One of the most classic examples of a Turing Machine is one that performs addition on two numbers expressed in unary notation. For this example, we will use the symbols $a$ and $b$ to represent the input numbers, i.e. $\Sigma \{a,b\}$ An input number is represented by that many $a$s and the input will contain one $b$ separating the two numbers to add. So the input for the problem of adding 5 and 7 would look like: $\mathrm{aaaaabaaaaaaa}$. When the machine starts running, the tape head begins pointing to the first symbol on the tape.

The strategy that we will follow will operate in stages. In the first stage, we move the tape head to the right across the $a$s until a $b$ is encountered. At that point, we change the $b$ to an $a$ and continue moving to the right across the remaining $a$s. When we hit the blank after the last symbol, we back up (move left) one spot and change the $a$ there to a $b$ and halt.

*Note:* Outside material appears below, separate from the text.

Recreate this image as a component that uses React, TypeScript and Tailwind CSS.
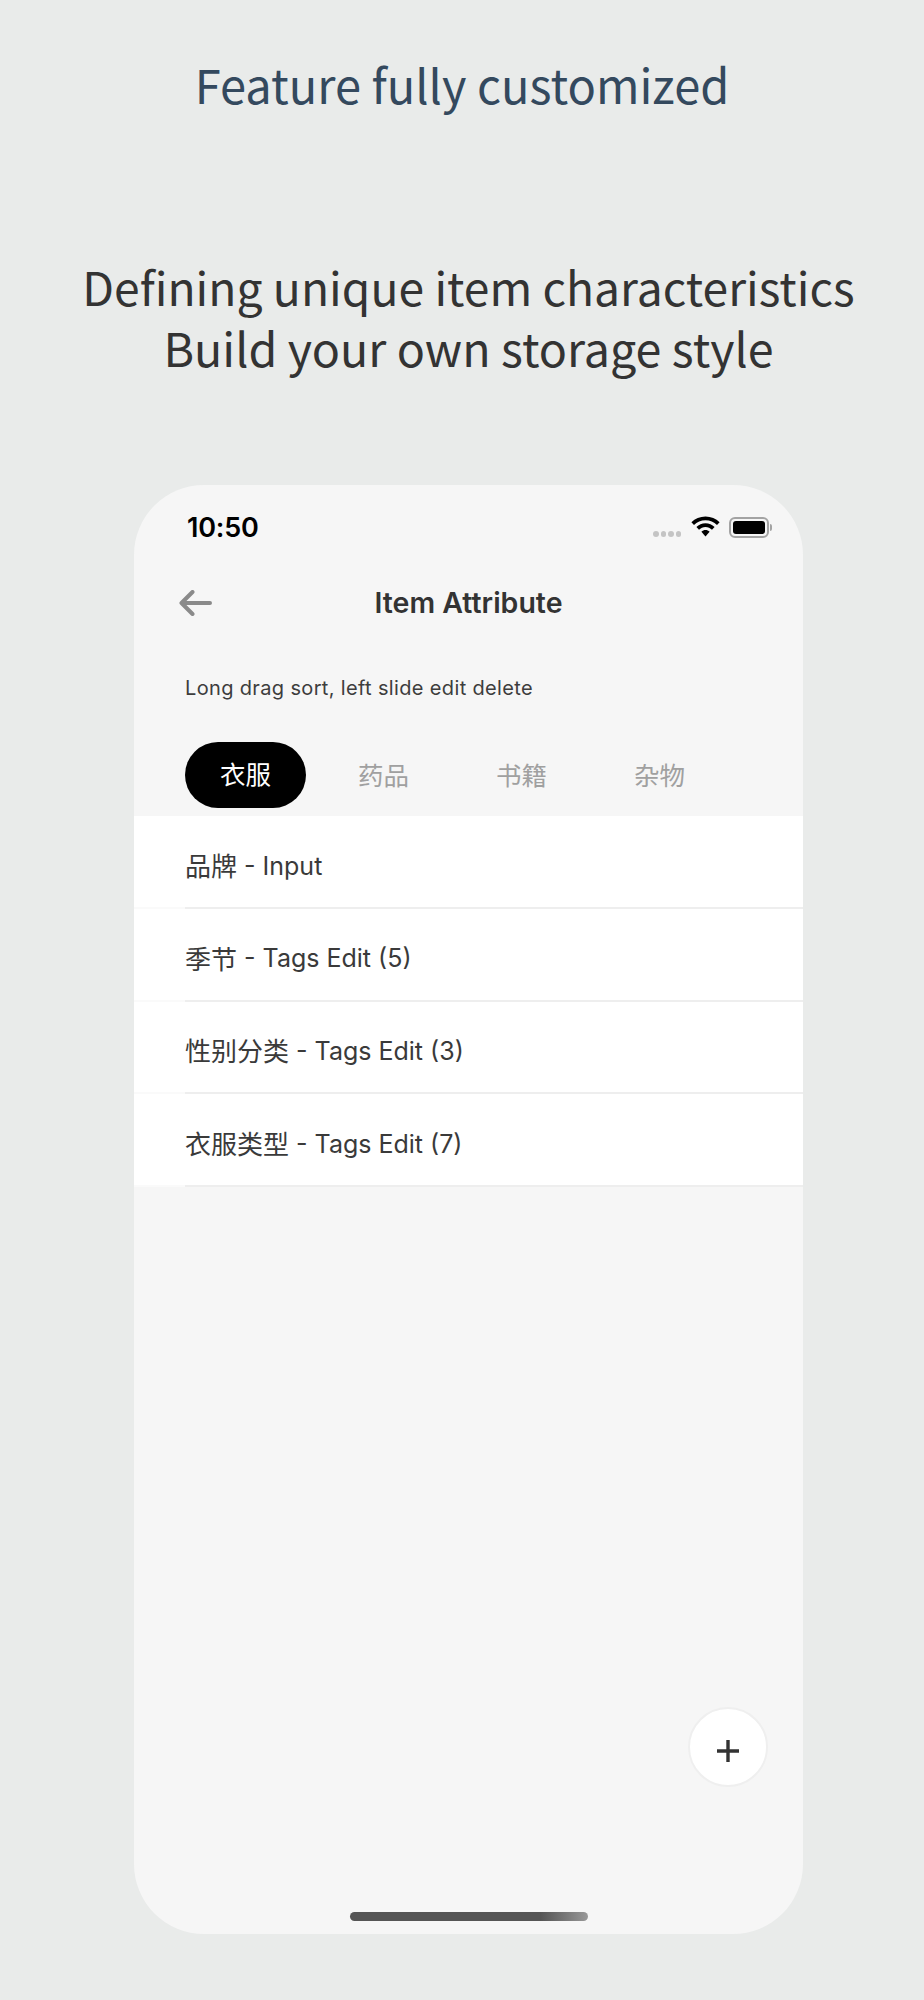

We will use four states: $Q=\{{q}_{0},{q}_{1},{q}_{2},{q}_{3}\}$. Only ${q}_{3}\in F$. The transition function that captures our algorithm is given by the following:

$\delta ({q}_{0},a)=({q}_{0},a,R)$

$\delta ({q}_{0},b)=({q}_{1},a,R)$

$\delta ({q}_{1},a)=({q}_{1},a,R)$

$\delta ({q}_{1},B)=({q}_{2},b,L)$

$\delta ({q}_{2},a)=({q}_{3},b,R)$

The opening paragraph of Section 6 of Turing's paper begins with:

"It is possible to invent a single machine which can be used to compute any computable sequence. If this machine 𝒰 is supplied with a tape on the beginning of which is written the S.D. of some computing machine ℳ, then 𝒰 will compute the same sequence as ℳ."

The fact that this model lends itself to such a universal machine is part of what leads us to think that the sequences that are defined to be computable in the Turing Machine model are all of the sequences that can be computed by any mechanistic procedure. In his proof of the same result regarding the Entscheidungsproblem, Alonzo Church defined another model called the lambda calculus, and Turing proved that the two models are equivalent. The idea that these models describe everything that can be computed is known as the Church-Turing Thesis.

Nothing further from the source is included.